Y collaborèrent Henry Coston, Jacques Ploncard d'Assac, Maurice-Yvan Sicard (sous le pseudonyme de Saint-Paulien) et Marc Augier (Saint-Loup), président du comité France-Rhodésie, ancien membre de la LVF et de la Division Charlemagne, dont il était l'« hagiographe[5] ».

Sommaire

[modifier] Doctrine

Europe-Action, implanté en région parisienne, à Marseille, Lyon, Toulon, ainsi que dans des villes accueillant d'anciens « Pieds-Noirs » rapatriés d'Algérie[6], s'appuie sur des comités de soutien[7], des réseaux de volontaires, des organisations annexes (Centre d'études pour l'économie organique, animé par Maurice Gingembre[8] ; Groupement d'études des rapatriés et sympathisants, etc.), des antennes au sein de la Fédération des étudiants nationalistes et une cellule de réflexion.

En juillet 1962, Dominique Venner écrit dans Pour une critique positive, – parfois comparé au Que faire ? de Lénine[9] et « longtemps considéré comme un texte fondateur par toute une fraction de l'ultra-droite[10] » :

« l'échec algérien a mis un point final aux prétentions des politicards d'extrême-droite. Il a montré la stérilité du seul activisme et l'incapacité des "nationaux". Il a par contre confirmé comme seules justes les perspectives de la révolution nationaliste ».

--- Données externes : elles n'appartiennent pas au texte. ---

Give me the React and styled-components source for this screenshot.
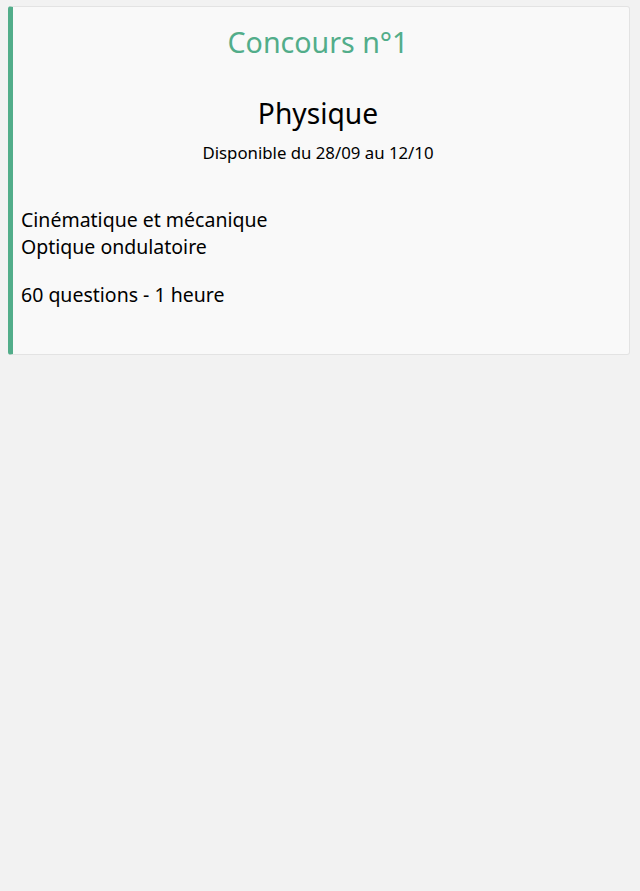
import styled, { createGlobalStyle } from "styled-components";

const GlobalStyle = createGlobalStyle`
  body {
    margin: 0;
    padding: 6px 10px 0 8px;
    background-color: #f2f2f2;
    font-family: "Noto Sans", "Open Sans", sans-serif;
    color: #000;
  }
`;

const Card = styled.div`
  background-color: #f9f9f9;
  border: 1px solid #e3e3e3;
  border-left: 5px solid #52ad8a;
  border-radius: 3px;
  padding: 9px 14px 46px 8px;
  display: flex;
  flex-direction: column;
`;

const Title = styled.div`
  text-align: center;
  color: #52ad8a;
  font-size: 28.6px;
  line-height: 52px;
`;

const Subject = styled.div`
  text-align: center;
  font-size: 28.2px;
  line-height: 40px;
  margin-top: 25px;
`;

const Dates = styled.div`
  text-align: center;
  font-size: 16.8px;
  line-height: 22px;
  margin-top: 9px;
`;

const Topics = styled.div`
  display: flex;
  flex-direction: column;
  margin-top: 42px;
  font-size: 19.5px;
  line-height: 27px;
`;

const Info = styled.div`
  font-size: 19.5px;
  line-height: 27px;
  margin-top: 21px;
`;

const App = () => {
  return (
    <>
      <GlobalStyle />
      <Card>
        <Title>Concours n°1</Title>
        <Subject>Physique</Subject>
        <Dates>Disponible du 28/09 au 12/10</Dates>
        <Topics>
          <span>Cinématique et mécanique</span>
          <span>Optique ondulatoire</span>
        </Topics>
        <Info>60 questions - 1 heure</Info>
      </Card>
    </>
  );
};

export default App;
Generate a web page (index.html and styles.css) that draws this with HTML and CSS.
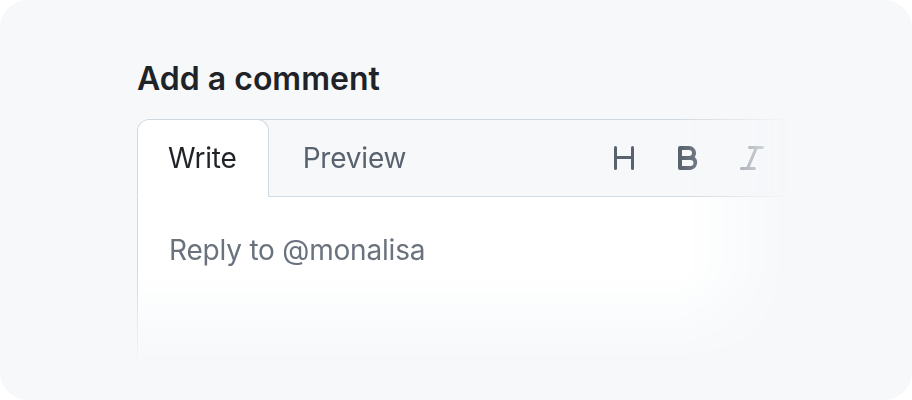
FILE: index.html
```html
<!DOCTYPE html>
<html lang="en">
<head>
<meta charset="utf-8">
<title>Add a comment</title>
<link rel="stylesheet" href="styles.css">
</head>
<body>
<div class="card">
  <h2 class="title">Add a comment</h2>
  <div class="editor">
    <div class="editor-header">
      <div class="tab tab-active">Write</div>
      <div class="tab">Preview</div>
      <div class="toolbar">
        <span class="tool">
          <svg viewBox="0 0 16 16" width="32" height="32"><path d="M3.75 2a.75.75 0 0 1 .75.75V7h7V2.750a.75.75 0 0 1 1.5 0v10.5a.75.75 0 0 1-1.5 0V8.5h-7v4.75a.75.75 0 0 1-1.5 0V2.75A.75.75 0 0 1 3.75 2Z"/></svg>
        </span>
        <span class="tool">
          <svg viewBox="0 0 16 16" width="32" height="32"><path d="M4 2h4.5a3.5 3.5 0 0 1 2.852 5.53A3.75 3.75 0 0 1 9.25 14H4a1 1 0 0 1-1-1V3a1 1 0 0 1 1-1Zm1 7v3h4.25a1.5 1.5 0 0 0 0-3Zm3.5-2a1.5 1.5 0 0 0 0-3H5v3Z"/></svg>
        </span>
        <span class="tool">
          <svg viewBox="0 0 16 16" width="32" height="32"><path d="M6 2.75A.75.75 0 0 1 6.75 2h6.5a.75.75 0 0 1 0 1.5h-2.505l-3.858 9H9.25a.75.75 0 0 1 0 1.5h-6.5a.75.75 0 0 1 0-1.5h2.505l3.858-9H6.75A.75.75 0 0 1 6 2.75Z"/></svg>
        </span>
      </div>
    </div>
    <div class="editor-body">
      <div class="placeholder">Reply to @monalisa</div>
    </div>
  </div>
</div>
</body>
</html>
```

FILE: styles.css
```css
* { box-sizing: border-box; }

html, body {
  margin: 0;
  padding: 0;
  background: #ffffff;
}

body {
  font-family: Inter, "Noto Sans", "Liberation Sans", sans-serif;
  width: 912px;
  height: 400px;
  overflow: hidden;
}

.card {
  width: 912px;
  height: 400px;
  border-radius: 28px;
  background: #f6f8fa;
  overflow: hidden;
  padding: 59px 0 0 137px;
}

.title {
  margin: 0 0 20px 0;
  font-size: 32px;
  line-height: 40px;
  font-weight: 600;
  color: #1f2328;
}

.editor {
  width: 720px;
  height: 290px;
  border: 1px solid #d1d9e0;
  border-radius: 12px 0 0 0;
  background: #ffffff;
  -webkit-mask-image: linear-gradient(to right, #000 543px, transparent 655px), linear-gradient(to bottom, #000 150px, transparent 248px);
  -webkit-mask-composite: source-in;
  mask-image: linear-gradient(to right, #000 543px, transparent 655px), linear-gradient(to bottom, #000 150px, transparent 248px);
  mask-composite: intersect;
}

.editor-header {
  display: flex;
  align-items: stretch;
  height: 77px;
  background: #f6f8fa;
  border-bottom: 1px solid #d1d9e0;
  border-radius: 11px 0 0 0;
}

.tab {
  display: flex;
  align-items: center;
  padding: 0 32px 0 33px;
  font-size: 28px;
  letter-spacing: -0.2px;
  color: #59636e;
  border: 1px solid transparent;
  margin: -1px 0 -1px 0;
}

.tab-active {
  margin-left: -1px;
  background: #ffffff;
  color: #1f2328;
  border-color: #d1d9e0;
  border-bottom-color: #ffffff;
  border-radius: 12px 12px 0 0;
  padding: 0 31px 0 30px;
}

.toolbar {
  display: flex;
  align-items: center;
  gap: 32px;
  margin-left: auto;
  padding-right: 88px;
}

.tool {
  display: flex;
  width: 32px;
  height: 32px;
  fill: #59636e;
}

.tool svg { display: block; }

.editor-body {
  padding: 33px 31px;
}

.placeholder {
  font-size: 28px;
  line-height: 40px;
  letter-spacing: -0.2px;
  color: #6a737d;
}
```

Le mouvement s'appuie sur cette analyse pour proposer son propre projet. Pierre Milza écrit ainsi[11],[12] :

« Dans l'esprit de Venner et de ses amis, il s'agit de débarrasser le nationalisme et le fascisme de ce qu'ils ont d'un peu vieillot et de dépassé (l'antiparlementarisme, l'anti-intellectualisme, le patriotisme réduit à l'espace hexagonal), tout en se démarquant du nazisme, soit en admettant comme Bardèche qu'Hitler a "fait des erreurs[13]", soit en niant purement et simplement les crimes du IIIe Reich. C'est ainsi qu'Europe-Action accueillera ainsi très favorablement la publication en 1964 du Drame des Juifs européens de Paul Rassinier, l'un des principaux représentants de l'"école révisionniste". »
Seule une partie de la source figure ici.